Ya no voy a la iglesia, ni soy religiosa. Cuando me empecé a curar, me di cuenta de que no entendía cómo ser religiosa y sexual al tiempo. Escogí el sexo. Cada día es una batalla para recordar que mi cuerpo me pertenece a mí y no a la iglesia de mi infancia. Constantemente me tengo que recordar que una promesa que hice cuando solamente tenía 10 años no define quien soy ahora. Cuando tengo sexo con mi esposo, me aseguro de que sea porque tengo una necesidad sexual y no porque tengo que satisfacer sus deseos.

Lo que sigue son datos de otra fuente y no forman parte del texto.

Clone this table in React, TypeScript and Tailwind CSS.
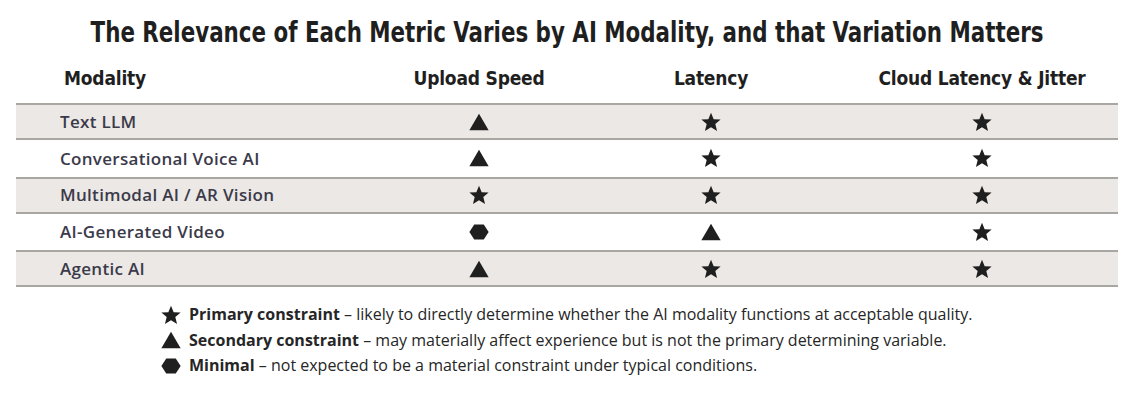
import React from "react";

type Mark = "star" | "tri" | "hex";

const rows: { name: string; marks: Mark[] }[] = [
    { name: "Text LLM", marks: ["tri", "star", "star"] },
    { name: "Conversational Voice AI", marks: ["tri", "star", "star"] },
    { name: "Multimodal AI / AR Vision", marks: ["star", "star", "star"] },
    { name: "AI-Generated Video", marks: ["hex", "tri", "star"] },
    { name: "Agentic AI", marks: ["tri", "star", "star"] },
];

const condensed = { fontFamily: '"DejaVu Sans Condensed", "Liberation Sans", sans-serif' };
const body = { fontFamily: '"Open Sans", "Noto Sans", sans-serif' };

function Icon({ kind, size = 22 }: { kind: Mark; size?: number }) {
    if (kind === "star") {
        return (
            <svg width={size} height={size} viewBox="0 0 24 24" className="fill-[#1f1f1f] shrink-0">
                <path d="M12 1.8l2.9 7.1 7.6.5-5.8 4.9 1.9 7.4L12 17.6l-6.6 4.1 1.9-7.4-5.8-4.9 7.6-.5z" />
            </svg>
        );
    }
    if (kind === "tri") {
        return (
            <svg width={size} height={size} viewBox="0 0 24 24" className="fill-[#1f1f1f] shrink-0">
                <path d="M12 3L22.5 21H1.5z" />
            </svg>
        );
    }
    return (
        <svg width={size} height={size} viewBox="0 0 24 24" className="fill-[#1f1f1f] shrink-0">
            <path d="M6.8 3.8h10.4L22.5 12l-5.3 8.2H6.8L1.5 12z" />
        </svg>
    );
}

export default function App() {
    return (
        <main className="w-[1134px] h-[406px] bg-white text-[#1f1f1f] overflow-hidden">
            <div className="flex justify-center pt-[17px]">
                <h1 className="inline-block whitespace-nowrap text-[29px] font-bold leading-[30px] scale-x-[0.82]" style={condensed}>
                    The Relevance of Each Metric Varies by AI Modality, and that Variation Matters
                </h1>
            </div>

            <div className="mx-[16px] mt-[6px]">
                <div className="grid grid-cols-[347px_232px_232px_1fr] h-[50px] items-center text-[19px] font-bold tracking-[-0.2px]" style={condensed}>
                    <div className="pl-[48px]">Modality</div>
                    <div className="text-center">Upload Speed</div>
                    <div className="text-center">Latency</div>
                    <div className="text-center pl-[19px]">Cloud Latency &amp; Jitter</div>
                </div>

                <div>
                    {rows.map((r, i) => (
                        <div
                            key={r.name}
                            className={
                                i % 2 === 0
                                    ? "grid grid-cols-[347px_232px_232px_1fr] items-center h-[37px] box-border border-y-2 border-[#aaa7a3] bg-[#ece8e5]"
                                    : "grid grid-cols-[347px_232px_232px_1fr] items-center h-[36.5px]"
                            }
                        >
                            <div className="pl-[44px] text-[17px] font-semibold text-[#3b3a4a] tracking-[0.3px]" style={body}>
                                {r.name}
                            </div>
                            {r.marks.map((m, j) => (
                                <div key={j} className={j === 2 ? "flex justify-center pl-[19px]" : "flex justify-center"}>
                                    <Icon kind={m} />
                                </div>
                            ))}
                        </div>
                    ))}
                </div>
            </div>

            <ul className="mt-[15px] pl-[160px] flex flex-col text-[16px] leading-[25.5px] text-[#262626]" style={body}>
                <li className="flex items-center gap-[7px]">
                    <Icon kind="star" />
                    <span>
                        <b className="font-bold">Primary constraint</b> – likely to directly determine whether the AI modality functions at acceptable quality.
                    </span>
                </li>
                <li className="flex items-center gap-[7px]">
                    <Icon kind="tri" />
                    <span>
                        <b className="font-bold">Secondary constraint</b> – may materially affect experience but is not the primary determining variable.
                    </span>
                </li>
                <li className="flex items-center gap-[7px]">
                    <Icon kind="hex" />
                    <span>
                        <b className="font-bold">Minimal</b> – not expected to be a material constraint under typical conditions.
                    </span>
                </li>
            </ul>
        </main>
    );
}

Ahora estoy completamente convencida de que el concepto de virginidad es usado para controlar la sexualidad femenina. Si pudiera volver en el tiempo, no habría esperado. Habría tenido sexo con mi novio de la época-ahora esposo y no me habría ido al Infierno por eso. Nos habríamos casado a una edad más apropiada y me habría guardado mi sexualidad para mí misma.
Desafortunadamente, no puedo volver en el tiempo pero les puedo dar este mensaje como una conclusión de mis experiencias: si quieres esperar a tener sexo hasta el matrimonio asegúrate de que sea porque eres tú la que quiere eso. Es tu cuerpo; te pertenece a ti, no a tu iglesia. Tu sexualidad no es de incumbencia de nadie, solo tuya.